Phases ofHe3andHe4Monolayer Films Adsorbed on Basal-Plane Oriented Graphite

Abstract

Heat capacities of ${\mathrm{He}}^3$ and ${\mathrm{He}}^4$ monolayers adsorbed on "Grafoil" graphite substrates at low temperatures are qualitatively different from previous results using other adsorbents. The present study consists of a detailed survey of many samples conducted in two similar but independent calorimeters: the fractional coverages ranged from 5 to 115% of a completed first layer and the temperature range extended from 0.04 to above 10° K. Several distinct thermodynamic regimes are seen, some of which correspond closely with well-known theoretical models as well as others that had not been predicted.

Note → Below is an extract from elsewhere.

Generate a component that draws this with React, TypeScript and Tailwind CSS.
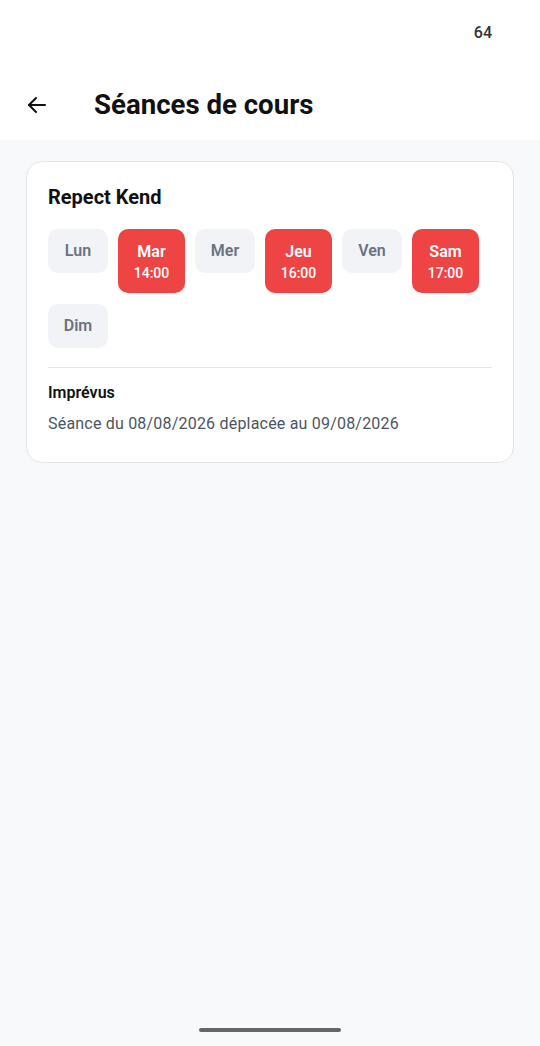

At moderate densities and temperatures the behavior resembles that of two-dimensional gases. Departures from ideality are correlated with quantum-mechanical virial corrections for interacting molecules. In this range of coverages the ${\mathrm{He}}^4$ specific heats begin to rise at $T\lesssim 3^{\circ }$ K, forming strong rounded peaks near 1°K. ${\mathrm{He}}^3$, on the other hand, shows a monotonic decrease with falling temperature until $T\simeq {0.2}^{\circ }$ K, then (for a narrow range of coverages) reversing the trend to form rounded maxima near 100 m°K. At the lowest temperatures the ${\mathrm{He}}^3$ appears to enter a two-dimensional ($2D$) Fermi-liquid regime. At higher coverage both ${\mathrm{He}}^3$ and ${\mathrm{He}}^4$ undergo second-order phase transitions to regular arrays in registry with the substrate. In the critical region that heat capacities have symmetric peaks of logarithmic shape, with coefficients in close quantitative agreement with exact $2D$ Ising models. Above critical density the ordering peaks disappear and $2D$ liquid and solid behavior is seen. ${\mathrm{He}}^4$ at high density and low $T$ is Debye-like, with characteristic temperatures ${\Theta }_{2D}$ equal to ${\Theta }_{3D}$ of hcp solid ${\mathrm{He}}^4$ of the same interatomic spacing. At higher $T$ the $2D$ solid appears to transform to a $2D$ fluid by a continuous process, and pronounced heat-capacity peaks associated with the transformation are located at temperatures near the melting points of hcp ${\mathrm{He}}^4$ having the same interatomic spacing. At very low coverage the $2D$ gas character gives way to a regime resembling a low-density $2D$ solid.